*WHAT TO WORK ON*.
Set down each record below precisely, skipping the pictures.

*INPUT RECORDS*.
◆ ◆ ◆

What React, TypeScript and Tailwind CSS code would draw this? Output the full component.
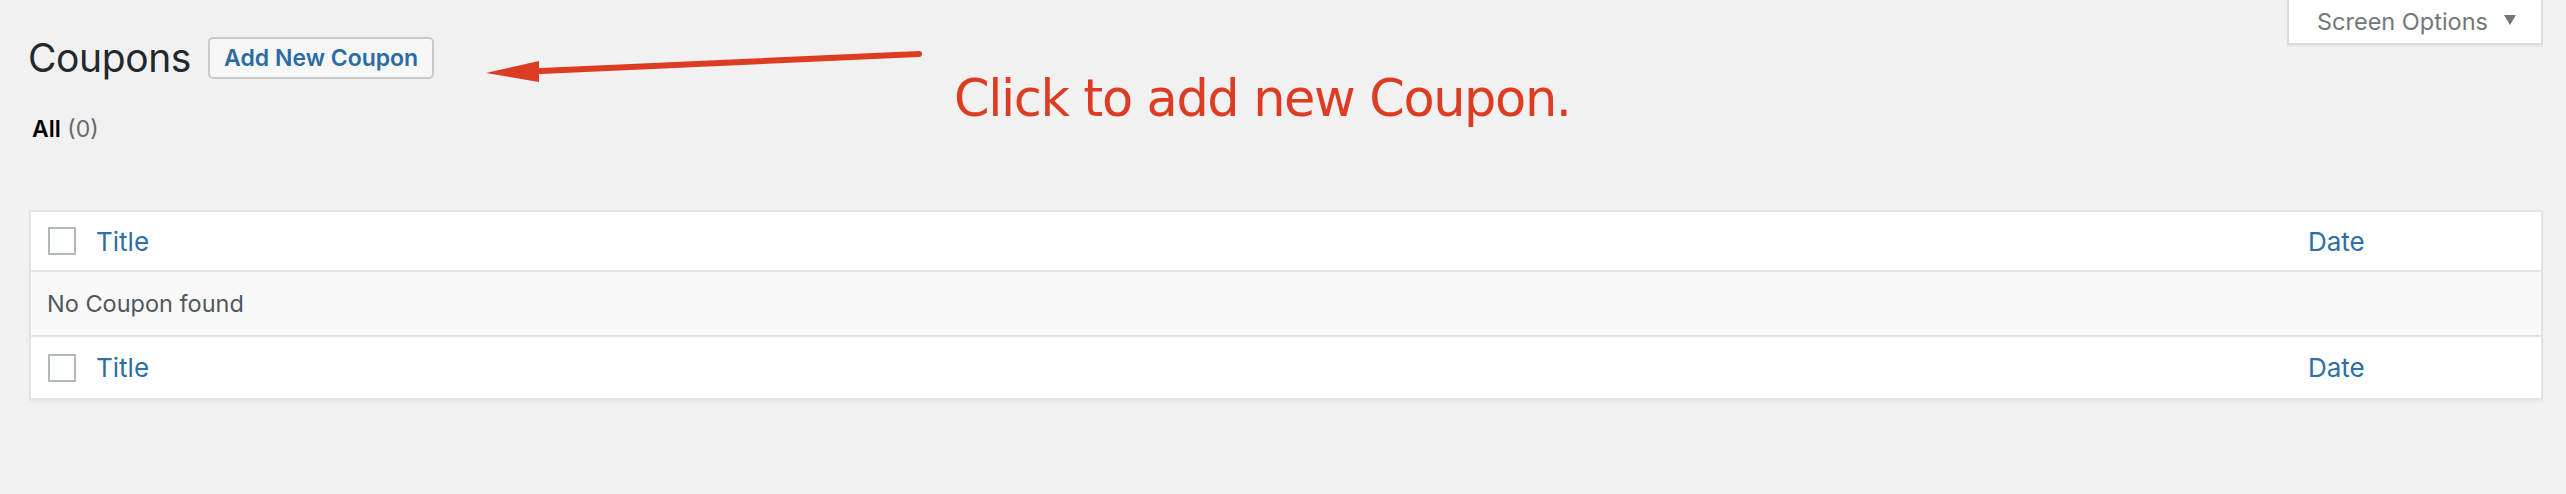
import React from 'react'

const font = { fontFamily: 'Inter, "Noto Sans", sans-serif' }

function Checkbox() {
  return <span className="block h-[28px] w-[28px] shrink-0 border-2 border-[#b4b9be] bg-white" />
}

function HeadRow({ last }: { last?: boolean }) {
  return (
    <div
      className={
        'flex items-center bg-white pl-[17px] ' +
        (last ? 'h-[61px]' : 'h-[60px] border-b-2 border-[#e2e4e7]')
      }
    >
      <Checkbox />
      <span className="ml-[20px] flex-1 text-[26px] text-[#2f6ea6]">Title</span>
      <span className="w-[233px] text-[26px] text-[#2f6ea6]">Date</span>
    </div>
  )
}

function Annotation() {
  return (
    <>
      <svg
        className="pointer-events-none absolute left-0 top-0"
        width="1000"
        height="120"
        viewBox="0 0 1000 120"
        aria-hidden="true"
      >
        <line x1="919" y1="54" x2="530" y2="71.5" stroke="#dc3c22" strokeWidth="6" strokeLinecap="round" />
        <polygon points="486,73 539,61 539,82" fill="#dc3c22" />
      </svg>
      <p
        className="pointer-events-none absolute left-[954px] top-[73px] whitespace-nowrap text-[51px] leading-[51px] tracking-[-1.4px] text-[#de3c22]"
        style={{ fontFamily: '"DejaVu Sans", Verdana, sans-serif' }}
      >
        Click to add new Coupon.
      </p>
    </>
  )
}

export default function App() {
  return (
    <div className="relative h-[494px] w-full overflow-hidden bg-[#f1f1f1] pl-[28px] pr-[23px]" style={font}>
      <div className="flex items-start justify-between">
        <div className="mt-[37px] flex items-center gap-[17px]">
          <h1 className="text-[39px] leading-[42px] font-normal tracking-[-0.4px] text-[#23282d]">Coupons</h1>
          <button
            type="button"
            className="h-[42px] rounded-[5px] border-2 border-[#c9cacb] bg-[#f7f7f7] px-[14px] text-[23px] font-semibold leading-none text-[#2b6ca3]"
          >
            Add New Coupon
          </button>
        </div>
        <button
          type="button"
          className="flex h-[45px] w-[256px] items-center border-x-2 border-b-2 border-[#dcdcdc] bg-white pl-[28px] text-[23.5px] text-[#72777c] shadow-[0_2px_0_rgba(0,0,0,0.04)]"
        >
          Screen Options
          <svg className="ml-[16px] mt-[-4px]" width="12" height="10" viewBox="0 0 12 10" aria-hidden="true">
            <polygon points="0,0 12,0 6,10" fill="#72777c" />
          </svg>
        </button>
      </div>

      <div className="ml-[4px] mt-[34px] text-[23px] leading-[32px]">
        <span className="font-semibold text-black">All</span>{' '}
        <span className="text-[#646970]">(0)</span>
      </div>

      <div className="ml-[1px] mt-[65px] border-2 border-[#e2e4e7] shadow-[0_2px_2px_rgba(0,0,0,0.04)]">
        <HeadRow />
        <div className="flex h-[65px] items-center border-b-2 border-[#e2e4e7] bg-[#f9f9f9] pl-[16px] text-[23.5px] text-[#50575e]">
          No Coupon found
        </div>
        <HeadRow last />
      </div>

      <Annotation />
    </div>
  )
}
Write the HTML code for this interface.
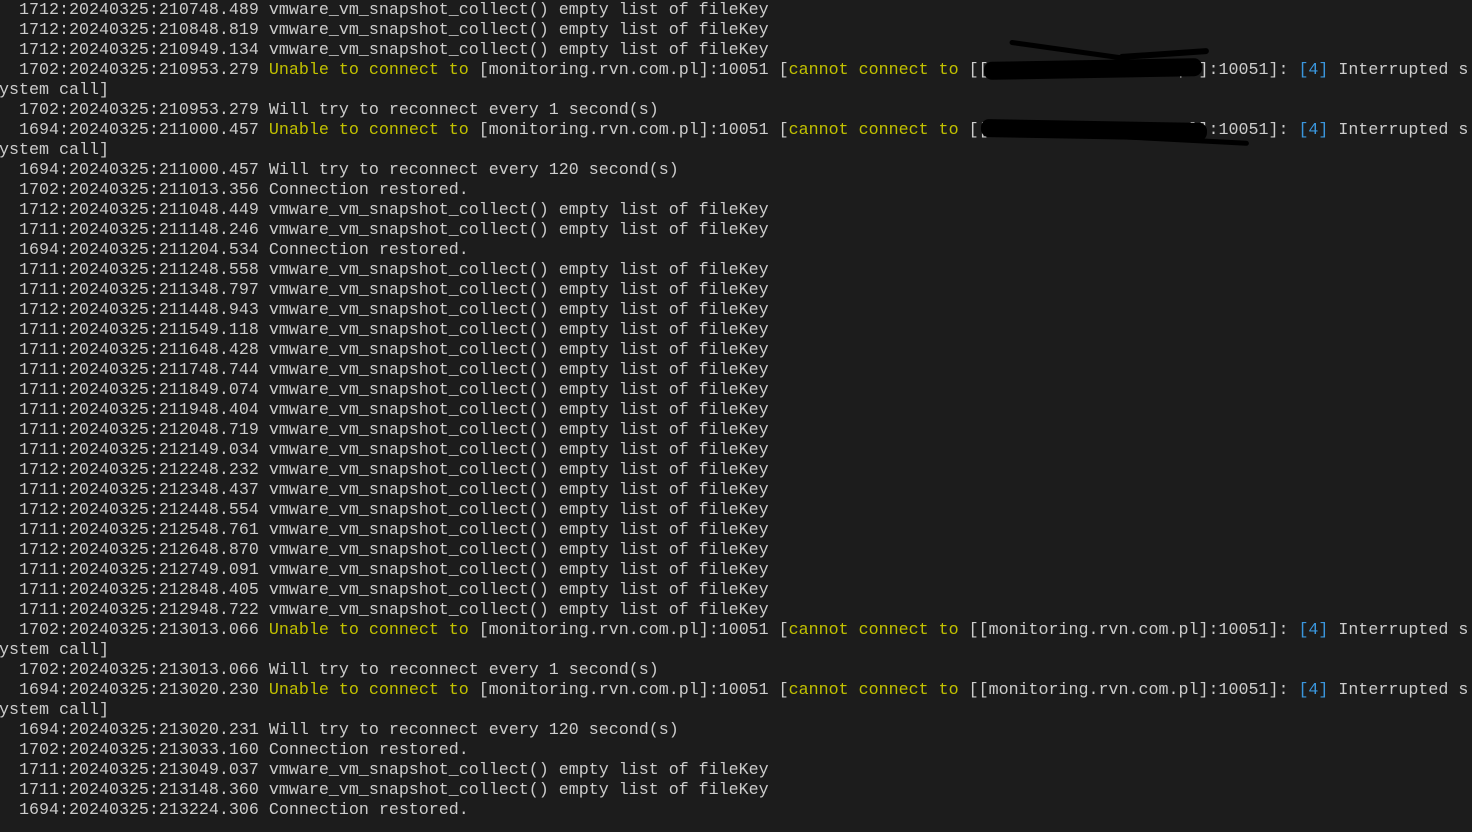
<!DOCTYPE html>
<html><head><meta charset="utf-8"><style>
html,body{margin:0;padding:0;background:#1c1c1c;width:1472px;height:832px;overflow:hidden;}
pre{margin:0;padding:1px 0 0 0;margin-left:-1px;font-family:"Liberation Mono",monospace;font-size:16.67px;line-height:20px;color:#cccccc;white-space:pre;position:relative;}
.y{color:#c1c100}.b{color:#3a96dd}
.s{position:absolute;background:#000;border-radius:8px;}
</style></head><body>
<pre>  1712:20240325:210748.489 vmware_vm_snapshot_collect() empty list of fileKey
  1712:20240325:210848.819 vmware_vm_snapshot_collect() empty list of fileKey
  1712:20240325:210949.134 vmware_vm_snapshot_collect() empty list of fileKey
  1702:20240325:210953.279 <span class="y">Unable to connect to</span> [monitoring.rvn.com.pl]:10051 [<span class="y">cannot connect to</span> [[monitoring.rvn.com.pl]:10051]: <span class="b">[4]</span> Interrupted s
ystem call]
  1702:20240325:210953.279 Will try to reconnect every 1 second(s)
  1694:20240325:211000.457 <span class="y">Unable to connect to</span> [monitoring.rvn.com.pl]:10051 [<span class="y">cannot connect to</span> [[monitoring.rvn.com.pl]:10051]: <span class="b">[4]</span> Interrupted s
ystem call]
  1694:20240325:211000.457 Will try to reconnect every 120 second(s)
  1702:20240325:211013.356 Connection restored.
  1712:20240325:211048.449 vmware_vm_snapshot_collect() empty list of fileKey
  1711:20240325:211148.246 vmware_vm_snapshot_collect() empty list of fileKey
  1694:20240325:211204.534 Connection restored.
  1711:20240325:211248.558 vmware_vm_snapshot_collect() empty list of fileKey
  1711:20240325:211348.797 vmware_vm_snapshot_collect() empty list of fileKey
  1712:20240325:211448.943 vmware_vm_snapshot_collect() empty list of fileKey
  1711:20240325:211549.118 vmware_vm_snapshot_collect() empty list of fileKey
  1711:20240325:211648.428 vmware_vm_snapshot_collect() empty list of fileKey
  1711:20240325:211748.744 vmware_vm_snapshot_collect() empty list of fileKey
  1711:20240325:211849.074 vmware_vm_snapshot_collect() empty list of fileKey
  1711:20240325:211948.404 vmware_vm_snapshot_collect() empty list of fileKey
  1711:20240325:212048.719 vmware_vm_snapshot_collect() empty list of fileKey
  1711:20240325:212149.034 vmware_vm_snapshot_collect() empty list of fileKey
  1712:20240325:212248.232 vmware_vm_snapshot_collect() empty list of fileKey
  1711:20240325:212348.437 vmware_vm_snapshot_collect() empty list of fileKey
  1712:20240325:212448.554 vmware_vm_snapshot_collect() empty list of fileKey
  1711:20240325:212548.761 vmware_vm_snapshot_collect() empty list of fileKey
  1712:20240325:212648.870 vmware_vm_snapshot_collect() empty list of fileKey
  1711:20240325:212749.091 vmware_vm_snapshot_collect() empty list of fileKey
  1711:20240325:212848.405 vmware_vm_snapshot_collect() empty list of fileKey
  1711:20240325:212948.722 vmware_vm_snapshot_collect() empty list of fileKey
  1702:20240325:213013.066 <span class="y">Unable to connect to</span> [monitoring.rvn.com.pl]:10051 [<span class="y">cannot connect to</span> [[monitoring.rvn.com.pl]:10051]: <span class="b">[4]</span> Interrupted s
ystem call]
  1702:20240325:213013.066 Will try to reconnect every 1 second(s)
  1694:20240325:213020.230 <span class="y">Unable to connect to</span> [monitoring.rvn.com.pl]:10051 [<span class="y">cannot connect to</span> [[monitoring.rvn.com.pl]:10051]: <span class="b">[4]</span> Interrupted s
ystem call]
  1694:20240325:213020.231 Will try to reconnect every 120 second(s)
  1702:20240325:213033.160 Connection restored.
  1711:20240325:213049.037 vmware_vm_snapshot_collect() empty list of fileKey
  1711:20240325:213148.360 vmware_vm_snapshot_collect() empty list of fileKey
  1694:20240325:213224.306 Connection restored.
<div class="s" style="left:985px;top:60px;width:218px;height:18px;transform:rotate(-1deg)"></div><div class="s" style="left:1010px;top:48px;width:120px;height:5px;transform:rotate(8deg)"></div><div class="s" style="left:1120px;top:51px;width:90px;height:6px;transform:rotate(-4deg)"></div><div class="s" style="left:982px;top:121px;width:226px;height:18px;transform:rotate(1deg)"></div><div class="s" style="left:1100px;top:137px;width:150px;height:5px;transform:rotate(3deg)"></div></pre>
</body></html>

◆ ◆ ◆

*FINAL ANSWER*.
What React, TypeScript and Tailwind CSS code would draw this? Output the full component.
import React from 'react'

const font = { fontFamily: 'Inter, "Noto Sans", sans-serif' }

function Checkbox() {
  return <span className="block h-[28px] w-[28px] shrink-0 border-2 border-[#b4b9be] bg-white" />
}

function HeadRow({ last }: { last?: boolean }) {
  return (
    <div
      className={
        'flex items-center bg-white pl-[17px] ' +
        (last ? 'h-[61px]' : 'h-[60px] border-b-2 border-[#e2e4e7]')
      }
    >
      <Checkbox />
      <span className="ml-[20px] flex-1 text-[26px] text-[#2f6ea6]">Title</span>
      <span className="w-[233px] text-[26px] text-[#2f6ea6]">Date</span>
    </div>
  )
}

function Annotation() {
  return (
    <>
      <svg
        className="pointer-events-none absolute left-0 top-0"
        width="1000"
        height="120"
        viewBox="0 0 1000 120"
        aria-hidden="true"
      >
        <line x1="919" y1="54" x2="530" y2="71.5" stroke="#dc3c22" strokeWidth="6" strokeLinecap="round" />
        <polygon points="486,73 539,61 539,82" fill="#dc3c22" />
      </svg>
      <p
        className="pointer-events-none absolute left-[954px] top-[73px] whitespace-nowrap text-[51px] leading-[51px] tracking-[-1.4px] text-[#de3c22]"
        style={{ fontFamily: '"DejaVu Sans", Verdana, sans-serif' }}
      >
        Click to add new Coupon.
      </p>
    </>
  )
}

export default function App() {
  return (
    <div className="relative h-[494px] w-full overflow-hidden bg-[#f1f1f1] pl-[28px] pr-[23px]" style={font}>
      <div className="flex items-start justify-between">
        <div className="mt-[37px] flex items-center gap-[17px]">
          <h1 className="text-[39px] leading-[42px] font-normal tracking-[-0.4px] text-[#23282d]">Coupons</h1>
          <button
            type="button"
            className="h-[42px] rounded-[5px] border-2 border-[#c9cacb] bg-[#f7f7f7] px-[14px] text-[23px] font-semibold leading-none text-[#2b6ca3]"
          >
            Add New Coupon
          </button>
        </div>
        <button
          type="button"
          className="flex h-[45px] w-[256px] items-center border-x-2 border-b-2 border-[#dcdcdc] bg-white pl-[28px] text-[23.5px] text-[#72777c] shadow-[0_2px_0_rgba(0,0,0,0.04)]"
        >
          Screen Options
          <svg className="ml-[16px] mt-[-4px]" width="12" height="10" viewBox="0 0 12 10" aria-hidden="true">
            <polygon points="0,0 12,0 6,10" fill="#72777c" />
          </svg>
        </button>
      </div>

      <div className="ml-[4px] mt-[34px] text-[23px] leading-[32px]">
        <span className="font-semibold text-black">All</span>{' '}
        <span className="text-[#646970]">(0)</span>
      </div>

      <div className="ml-[1px] mt-[65px] border-2 border-[#e2e4e7] shadow-[0_2px_2px_rgba(0,0,0,0.04)]">
        <HeadRow />
        <div className="flex h-[65px] items-center border-b-2 border-[#e2e4e7] bg-[#f9f9f9] pl-[16px] text-[23.5px] text-[#50575e]">
          No Coupon found
        </div>
        <HeadRow last />
      </div>

      <Annotation />
    </div>
  )
}
Write the HTML code for this interface.
<!DOCTYPE html>
<html><head><meta charset="utf-8"><style>
html,body{margin:0;padding:0;background:#1c1c1c;width:1472px;height:832px;overflow:hidden;}
pre{margin:0;padding:1px 0 0 0;margin-left:-1px;font-family:"Liberation Mono",monospace;font-size:16.67px;line-height:20px;color:#cccccc;white-space:pre;position:relative;}
.y{color:#c1c100}.b{color:#3a96dd}
.s{position:absolute;background:#000;border-radius:8px;}
</style></head><body>
<pre>  1712:20240325:210748.489 vmware_vm_snapshot_collect() empty list of fileKey
  1712:20240325:210848.819 vmware_vm_snapshot_collect() empty list of fileKey
  1712:20240325:210949.134 vmware_vm_snapshot_collect() empty list of fileKey
  1702:20240325:210953.279 <span class="y">Unable to connect to</span> [monitoring.rvn.com.pl]:10051 [<span class="y">cannot connect to</span> [[monitoring.rvn.com.pl]:10051]: <span class="b">[4]</span> Interrupted s
ystem call]
  1702:20240325:210953.279 Will try to reconnect every 1 second(s)
  1694:20240325:211000.457 <span class="y">Unable to connect to</span> [monitoring.rvn.com.pl]:10051 [<span class="y">cannot connect to</span> [[monitoring.rvn.com.pl]:10051]: <span class="b">[4]</span> Interrupted s
ystem call]
  1694:20240325:211000.457 Will try to reconnect every 120 second(s)
  1702:20240325:211013.356 Connection restored.
  1712:20240325:211048.449 vmware_vm_snapshot_collect() empty list of fileKey
  1711:20240325:211148.246 vmware_vm_snapshot_collect() empty list of fileKey
  1694:20240325:211204.534 Connection restored.
  1711:20240325:211248.558 vmware_vm_snapshot_collect() empty list of fileKey
  1711:20240325:211348.797 vmware_vm_snapshot_collect() empty list of fileKey
  1712:20240325:211448.943 vmware_vm_snapshot_collect() empty list of fileKey
  1711:20240325:211549.118 vmware_vm_snapshot_collect() empty list of fileKey
  1711:20240325:211648.428 vmware_vm_snapshot_collect() empty list of fileKey
  1711:20240325:211748.744 vmware_vm_snapshot_collect() empty list of fileKey
  1711:20240325:211849.074 vmware_vm_snapshot_collect() empty list of fileKey
  1711:20240325:211948.404 vmware_vm_snapshot_collect() empty list of fileKey
  1711:20240325:212048.719 vmware_vm_snapshot_collect() empty list of fileKey
  1711:20240325:212149.034 vmware_vm_snapshot_collect() empty list of fileKey
  1712:20240325:212248.232 vmware_vm_snapshot_collect() empty list of fileKey
  1711:20240325:212348.437 vmware_vm_snapshot_collect() empty list of fileKey
  1712:20240325:212448.554 vmware_vm_snapshot_collect() empty list of fileKey
  1711:20240325:212548.761 vmware_vm_snapshot_collect() empty list of fileKey
  1712:20240325:212648.870 vmware_vm_snapshot_collect() empty list of fileKey
  1711:20240325:212749.091 vmware_vm_snapshot_collect() empty list of fileKey
  1711:20240325:212848.405 vmware_vm_snapshot_collect() empty list of fileKey
  1711:20240325:212948.722 vmware_vm_snapshot_collect() empty list of fileKey
  1702:20240325:213013.066 <span class="y">Unable to connect to</span> [monitoring.rvn.com.pl]:10051 [<span class="y">cannot connect to</span> [[monitoring.rvn.com.pl]:10051]: <span class="b">[4]</span> Interrupted s
ystem call]
  1702:20240325:213013.066 Will try to reconnect every 1 second(s)
  1694:20240325:213020.230 <span class="y">Unable to connect to</span> [monitoring.rvn.com.pl]:10051 [<span class="y">cannot connect to</span> [[monitoring.rvn.com.pl]:10051]: <span class="b">[4]</span> Interrupted s
ystem call]
  1694:20240325:213020.231 Will try to reconnect every 120 second(s)
  1702:20240325:213033.160 Connection restored.
  1711:20240325:213049.037 vmware_vm_snapshot_collect() empty list of fileKey
  1711:20240325:213148.360 vmware_vm_snapshot_collect() empty list of fileKey
  1694:20240325:213224.306 Connection restored.
<div class="s" style="left:985px;top:60px;width:218px;height:18px;transform:rotate(-1deg)"></div><div class="s" style="left:1010px;top:48px;width:120px;height:5px;transform:rotate(8deg)"></div><div class="s" style="left:1120px;top:51px;width:90px;height:6px;transform:rotate(-4deg)"></div><div class="s" style="left:982px;top:121px;width:226px;height:18px;transform:rotate(1deg)"></div><div class="s" style="left:1100px;top:137px;width:150px;height:5px;transform:rotate(3deg)"></div></pre>
</body></html>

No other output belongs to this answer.